Mucho más interesante es el argumento del analista Juan Pablo Morales Garza, quien sugiere que el paso de la GN a la Sedena podría ser el principio de una especie de desmilitarización de las fuerzas armadas. Entraña una tesis sugerente (aunque no lo explicite): si México no va a ser invadido y el principal uso de la Marina y el Ejército es interno, habría que convertirlos paulatinamente en una fuerza civil: las dos entidades disminuirían en el número de elementos, mientras la GN, dentro de la Sedena, aumentaría en tamaño, reclutaría y capacitaría a sus miembros en criminalística y derechos humanos. No suena mal, pero no parece sencillo. Primero, no está claro que los generales estén de acuerdo con esa tesis (desmilitarizarse, reducirse). Segundo, si la GN  pasa a la Sedena, la lógica lleva a pensar que la formación de los nuevos cuadros tendería más a ser castrense y no precisamente en técnicas detectivescas que no es el fuerte de los militares. Si alguna posibilidad cabe de que la GN sea realmente civil es más probable que se consiga en la SSP. Tercero, creer que la SSP sería encargada del diseño de la estrategia de seguridad, mientras que la Sedena solo sería operativa, es asumir una docilidad de los generales que no existe. Cuarto, asumir que la Sedena y las fuerzas armadas no son lo mismo es correcto solo en teoría; en la práctica no hay civiles en ese ministerio; es cierto que el secretario es elegido por el Presidente, pero a partir de la lista de generales encumbrados por ellos mismos, algo que no sucede en ninguna otra secretaría.

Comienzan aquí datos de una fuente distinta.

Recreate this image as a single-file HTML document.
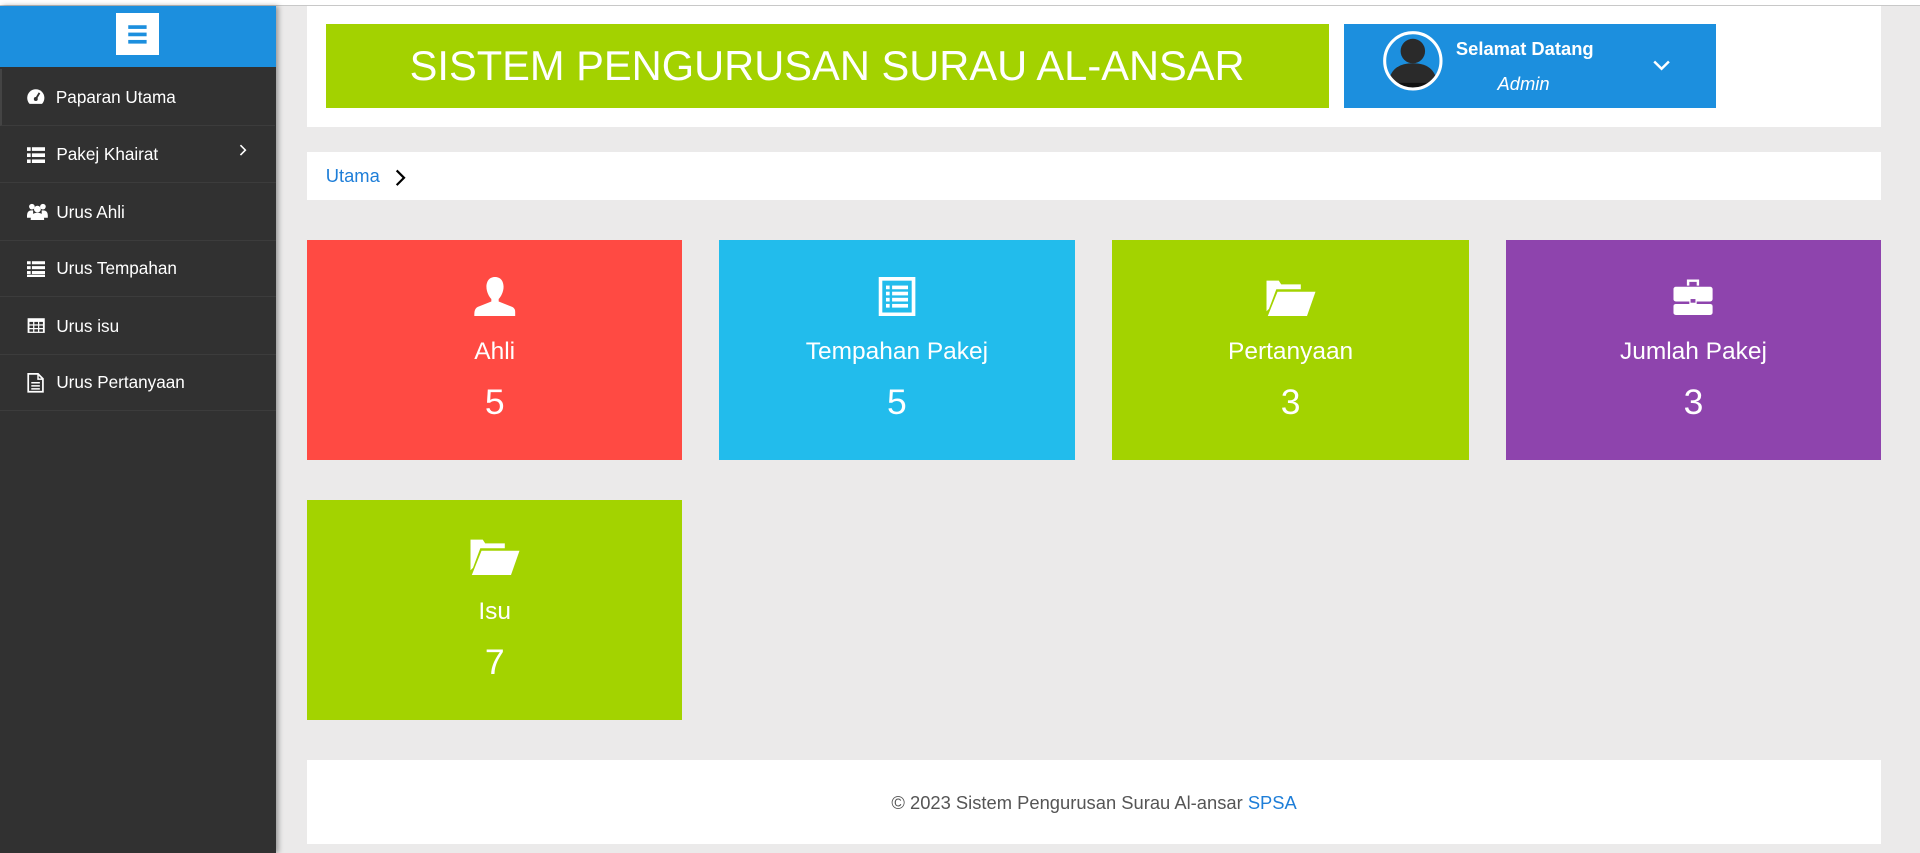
<!DOCTYPE html>
<html><head><meta charset="utf-8"><style>
html,body{margin:0;padding:0;width:1920px;height:853px;overflow:hidden;background:#ebeaea}
#w{zoom:1.22449;width:1568px;height:697px;position:relative;font-family:"Liberation Sans",sans-serif;background:#ebeaea;overflow:hidden}
.a{position:absolute}
.top{left:0;top:0;width:1568px;height:4px;background:#fff;border-bottom:1px solid #c8c8c8}
.side{left:0;top:5px;width:225px;height:692px;background:#313131;box-shadow:2px 0 4px rgba(0,0,0,.35)}
.sh{left:0;top:0;width:225px;height:50px;background:#1c8fde}
.hb{left:95px;top:6px;width:35px;height:34px;background:#fff}
.mi{left:0;width:225px;height:46px;border-bottom:1px solid #3c3c3c;color:#fff;font-size:14px}
.mi span{position:absolute;left:46px;top:15px}
.mi svg{position:absolute;left:22px;top:16px}
.pan{background:#fff;left:251px;width:1285px}
.card{color:#fff;text-align:center;font-family:"Liberation Sans",sans-serif}
.card .l{position:absolute;width:100%;top:80px;font-size:20px;font-weight:300}
.card .n{position:absolute;width:100%;top:116px;font-size:29px}
.card svg{position:absolute;left:50%;top:30px;transform:translateX(-50%)}
</style></head><body><div id="w">
<div class="a top"></div>
<div class="a side">
 <div class="a sh"><div class="a hb"><svg width="35" height="34"><rect x="10" y="10" width="15" height="3" fill="#1c8fde"/><rect x="10" y="16" width="15" height="3" fill="#1c8fde"/><rect x="10" y="22" width="15" height="3" fill="#1c8fde"/></svg></div></div>
 <div class="a mi" style="top:51px;border-left:2px solid #444;width:223px"><svg style="left:20px" width="16" height="14"><path d="M8 1A7 7 0 0 0 1 8c0 2 .8 4 2 5h10c1.2-1 2-3 2-5A7 7 0 0 0 8 1z" fill="#fff"/><path d="M8 9L11 4" stroke="#313131" stroke-width="1.5"/><circle cx="8" cy="9" r="1.6" fill="#313131"/></svg><span style="left:44px">Paparan Utama</span></div>
 <div class="a mi" style="top:98px"><svg width="15" height="14"><g fill="#fff"><rect x="0" y="1" width="3" height="3"/><rect x="0" y="6" width="3" height="3"/><rect x="0" y="11" width="3" height="3"/><rect x="4" y="1" width="11" height="3"/><rect x="4" y="6" width="11" height="3"/><rect x="4" y="11" width="11" height="3"/></g></svg><span>Pakej Khairat</span><svg style="left:194px;top:15px" width="8" height="10"><path d="M2 1l4 4-4 4" stroke="#fff" fill="none" stroke-width="1.3"/></svg></div>
 <div class="a mi" style="top:145px"><svg width="17" height="14"><g fill="#fff"><circle cx="4" cy="3" r="2.3"/><circle cx="13" cy="3" r="2.3"/><circle cx="8.5" cy="5" r="2.8"/><path d="M0 10q0-4 4-4h1v6H0z"/><path d="M17 10q0-4-4-4h-1v6h5z"/><path d="M3 14q0-6 5.5-6t5.5 6z"/></g></svg><span>Urus Ahli</span></div>
 <div class="a mi" style="top:191px"><svg width="15" height="14"><g fill="#fff"><rect x="0" y="1" width="3" height="2.5"/><rect x="0" y="5" width="3" height="2.5"/><rect x="0" y="9" width="3" height="2.5"/><rect x="4" y="1" width="11" height="2.5"/><rect x="4" y="5" width="11" height="2.5"/><rect x="4" y="9" width="11" height="2.5"/><rect x="0" y="12" width="15" height="2"/></g></svg><span>Urus Tempahan</span></div>
 <div class="a mi" style="top:238px"><svg width="15" height="14"><rect x="0.5" y="1" width="14" height="12" fill="#fff"/><g fill="#313131"><rect x="2" y="4" width="3" height="2"/><rect x="6" y="4" width="3" height="2"/><rect x="10" y="4" width="3" height="2"/><rect x="2" y="7" width="3" height="2"/><rect x="6" y="7" width="3" height="2"/><rect x="10" y="7" width="3" height="2"/><rect x="2" y="10" width="3" height="2"/><rect x="6" y="10" width="3" height="2"/><rect x="10" y="10" width="3" height="2"/></g></svg><span>Urus isu</span></div>
 <div class="a mi" style="top:284px"><svg width="14" height="16"><path d="M1 0.7h8l4 4v10.6H1z" fill="none" stroke="#fff" stroke-width="1.4"/><path d="M9 1v4h4" fill="none" stroke="#fff" stroke-width="1.2"/><g stroke="#fff" stroke-width="1.2"><path d="M3.5 8h7M3.5 10.5h7M3.5 13h7"/></g></svg><span>Urus Pertanyaan</span></div>
</div>
<div class="a pan" style="top:5px;height:99px"></div>
<div class="a" style="left:266px;top:20px;width:819px;height:68px;background:#a3d200;color:#fff;font-size:34px;font-weight:300;text-align:center;line-height:68px">SISTEM PENGURUSAN SURAU AL-ANSAR</div>
<div class="a" style="left:1098px;top:20px;width:303px;height:68px;background:#1c8fde;color:#fff">
 <svg class="a" style="left:30px;top:4px" width="52" height="52"><defs><clipPath id="c"><circle cx="26" cy="26" r="22"/></clipPath></defs><circle cx="26" cy="26" r="22" fill="#1c8fde"/><g clip-path="url(#c)" fill="#2a2a2a"><circle cx="26" cy="18" r="10"/><path d="M6 48q0-20 20-20t20 20z"/><rect x="4" y="44" width="44" height="8" fill="#111"/></g><circle cx="26" cy="26" r="23" fill="none" stroke="#fff" stroke-width="2.5"/></svg>
 <div class="a" style="left:91px;top:11px;font-size:15px;font-weight:bold">Selamat Datang</div>
 <div class="a" style="left:125px;top:40px;font-size:15px;font-style:italic;font-weight:300">Admin</div>
 <svg class="a" style="left:252px;top:28px" width="14" height="10"><path d="M1 2l6 6 6-6" stroke="#fff" fill="none" stroke-width="2"/></svg>
</div>
<div class="a pan" style="top:124px;height:39px"></div>
<div class="a" style="left:266px;top:135px;font-size:15px;color:#1e7ed8">Utama</div>
<svg class="a" style="left:321px;top:137px" width="12" height="16"><path d="M3 2l6 6-6 6" stroke="#000" fill="none" stroke-width="1.8"/></svg>

<div class="a card" style="left:251px;top:196px;width:306px;height:180px;background:#ff4a43">
 <svg width="34" height="32"><path d="M17 0c5 0 7 4 7 8 0 4-2 8-4 10v2l10 4c3 1 4 3 4 8H0c0-5 1-7 4-8l10-4v-2c-2-2-4-6-4-10 0-4 2-8 7-8z" fill="#fff"/></svg>
 <div class="l">Ahli</div><div class="n">5</div></div>
<div class="a card" style="left:587px;top:196px;width:291px;height:180px;background:#22bcec">
 <svg width="30" height="32"><rect x="1.5" y="1.5" width="27" height="29" fill="none" stroke="#fff" stroke-width="3"/><g fill="#fff"><rect x="6" y="7" width="3" height="3"/><rect x="11" y="7" width="13" height="3"/><rect x="6" y="12" width="3" height="3"/><rect x="11" y="12" width="13" height="3"/><rect x="6" y="17" width="3" height="3"/><rect x="11" y="17" width="13" height="3"/><rect x="6" y="22" width="3" height="3"/><rect x="11" y="22" width="13" height="3"/></g></svg>
 <div class="l">Tempahan Pakej</div><div class="n">5</div></div>
<div class="a card" style="left:908px;top:196px;width:292px;height:180px;background:#a3d300">
 <svg width="40" height="32"><g fill="#fff"><path d="M0 3h10l2 3h16v4H8L2 26 0 28z"/><path d="M9 12h31l-7 20H1z"/></g></svg>
 <div class="l">Pertanyaan</div><div class="n">3</div></div>
<div class="a card" style="left:1230px;top:196px;width:306px;height:180px;background:#8e44ad">
 <svg width="32" height="32"><g fill="#fff"><path d="M11 2h10v5h-2V4h-6v3h-2z"/><rect x="0" y="8" width="32" height="12" rx="2"/><rect x="0" y="22" width="32" height="9" rx="2"/><rect x="13" y="17" width="6" height="6"/></g><rect x="14" y="18" width="4" height="3" fill="#8e44ad"/></svg>
 <div class="l">Jumlah Pakej</div><div class="n">3</div></div>
<div class="a card" style="left:251px;top:408px;width:306px;height:180px;background:#a3d300">
 <svg width="40" height="32"><g fill="#fff"><path d="M0 3h10l2 3h16v4H8L2 26 0 28z"/><path d="M9 12h31l-7 20H1z"/></g></svg>
 <div class="l">Isu</div><div class="n">7</div></div>

<div class="a pan" style="top:621px;height:68px"></div>
<div class="a" style="left:251px;width:1285px;top:647px;text-align:center;font-size:15px;color:#555">© 2023 Sistem Pengurusan Surau Al-ansar <span style="color:#1e7ed8">SPSA</span></div>
</div></body></html>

Por lo pronto, el Presidente nos pide confiar en los militares y apoyar su creciente protagonismo, sin darnos los argumentos para construir esa confianza. Es difícil compartir esta convicción de manera incondicional. Del otro lado, rechazar la participación de las Fuerzas Armadas de manera categórica como hacen algunos de sus críticos, no solo es irresponsable ante muchos mexicanos flagelados por la violencia, equivale simplemente a negar una realidad vigente desde hace 15 años.

Por ahora toca fortalecer y profesionalizar en términos policiacos a la GN y convertirla en una verdadera fuerza civil, con la apreciable ayuda de los militares. Mientras no existan mejores argumentos o evidencias me parece que esa vía, complicada como es, resulta más viable adscrita a una dependencia civil que a una militar. El Presidente nos pide que dentro de 13 meses, en las elecciones, le entreguemos la institución a los generales de manera incondicional. Sin los contrapesos y mejores razones, me parece un salto al vacío. Veremos si eso cambia.